ECLI:NL:CRVB:2013:CA2029
Centrale Raad van Beroep
- Hoger beroep
- Rechtspraak.nl
Weigering van recht op inkomensvoorziening en inschrijving in de GBA
In deze zaak heeft de Centrale Raad van Beroep op 4 juni 2013 uitspraak gedaan in hoger beroep tegen een eerdere uitspraak van de rechtbank Utrecht. Appellant, A. te B., ontving een inkomensvoorziening op grond van de Wet investeren in jongeren. Het dagelijks bestuur van de Regionale Sociale Dienst Kromme Rijn Heuvelrug had op 5 oktober 2011 het recht op deze inkomensvoorziening opgeschort, omdat appellant niet ingeschreven stond in de Gemeentelijke basisadministratie persoonsgegevens (GBA) van de gemeente Wijk bij Duurstede. Appellant heeft zich op 7 oktober 2011 ingeschreven in de GBA, waarna de inkomensvoorziening weer werd uitbetaald.

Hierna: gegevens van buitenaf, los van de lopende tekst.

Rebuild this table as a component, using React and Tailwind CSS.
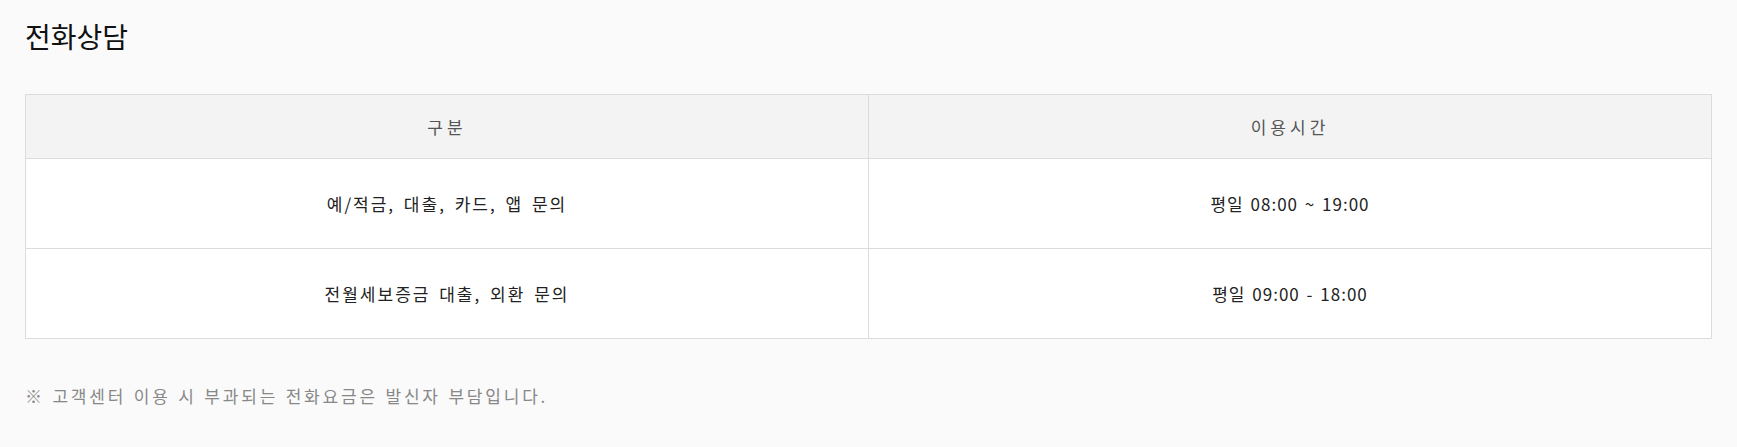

Het dagelijks bestuur verklaarde het bezwaar van appellant tegen het besluit van 5 oktober 2011 ongegrond. De rechtbank verklaarde het beroep van appellant niet-ontvankelijk wegens het ontbreken van procesbelang, omdat de inkomensvoorziening inmiddels was uitbetaald en appellant geen verzoek had gedaan om vergoeding van de kosten in de bezwaarfase.
In hoger beroep heeft appellant aangevoerd dat hij tijdig om vergoeding van de kosten had verzocht en dat het dagelijks bestuur ten onrechte het recht op de inkomensvoorziening had opgeschort. De Raad heeft vastgesteld dat appellant inderdaad tijdig om vergoeding van de kosten had verzocht, maar dat het dagelijks bestuur dit verzoek niet had doorgezonden aan de rechtbank. De Raad heeft geoordeeld dat de aangevallen uitspraak niet in stand kon blijven en heeft de zaak zonder terugwijzing afgedaan.
De Raad oordeelde dat het dagelijks bestuur terecht had gesteld dat appellant zich moest inschrijven in de GBA om discrepanties tussen de gegevens in de GBA en het feitelijke woonadres te voorkomen. De Raad heeft het beroep van appellant tegen het besluit van 5 oktober 2011 ongegrond verklaard en het dagelijks bestuur veroordeeld in de proceskosten van appellant tot een bedrag van € 472,--, alsook het griffierecht van € 115,-- te vergoeden.